Wintersleep returns with a new album after an extended hiatus.
Photo: Norman Wong

CALGARY — For a decade and a half Wintersleep have woven their melancholic alt-pop in past the frayed edges of Canada’s musical tapestry, and are now fastening themselves a place near the foreground. As their legacy struggles to gain its central focus after splitting with their record label and joining the Dine Alone family, their forthcoming LP, The Great Detachment, takes a moment to reflect on the theme of identity and its allusiveness in an age of separation.

While treading the line between personal narrative and social commentary, Wintersleep’s lyrics have always found and exposed a common vulnerability in the individual’s experience of various contemporary psychosocial conditions. The cathartic resolution may not be found within the lyrics however, but is released in the symphony of contrasting melodies, and transcendent syncopations sustained by years of cohesion as bandmates and as friends. Leave it to these Haligonian-ex-pats turned-Montrealers to get you smiling and tapping your feet along to songs about your own identity crises in the alienated consumer nightmare culture in which you live.

The members of the band still work out parts, songs or ideas on their own before uniting to solidify the sound as a band — a practice informed by their early days, explains singer Paul Murphy.

“When we first started, we hadn’t even really played live for the first two records,” says Murphy.

The fact that each member has been able to develop uniquely along their own trajectory over the course of Wintersleep’s evolution, has allowed the band to sustain the paradox of being something greater than the sum of its parts.
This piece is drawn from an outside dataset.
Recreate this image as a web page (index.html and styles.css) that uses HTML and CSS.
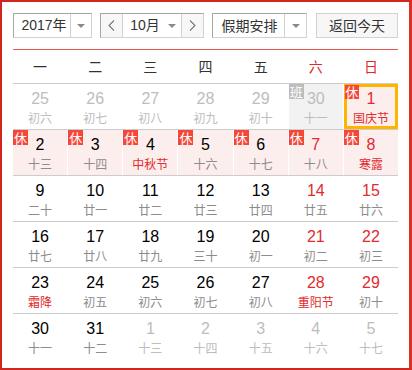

Maintaining many side projects or performing solo shows has clearly served to help keep the creative juices flowing, but ultimately they are a band first and foremost, and prefer to support one another’s work.

“I might have played 20 [solo] shows, and even then Tim played on half of those, and Loel played on some of those as well!”

Their coming together to record The Great Detachment ironically marks the end of a longer than usual hiatus for the band. As Murphy was the first to welcome a child into the Wintersleep family, he took a much-deserved break while he and the rest of the band rested and developed new material. They returned a year and a half ago with dozens of songs from which they would begin to determine the shape, size and sound of their character.

“Which songs are going to represent us as a band?” recalls Murphy, reflecting on the arduous and unenviable task of whittling down the record from the songs they had written and worked out over the break, many of them fully arranged. “You’re searching for your identity every time you make a record.”

As they have grown older, closer as friends, and tighter as musicians, the music has become more polished, denser and more complex, yet amongst the beautiful and mesmerizing din, that initial question of identity posed in their inaugural songs like “Orca” or “Caliber” still challenges the listener to look inward.

Wintersleep plays in Calgary at the Gateway on March 23rd, in Vancouver at the Imperial on March 25th, Edmonton at the Starlite Room on March 29th, in Saskatoon at the Broadway Theatre on March 30th and in Winnipeg at the Park Theatre on March 31st.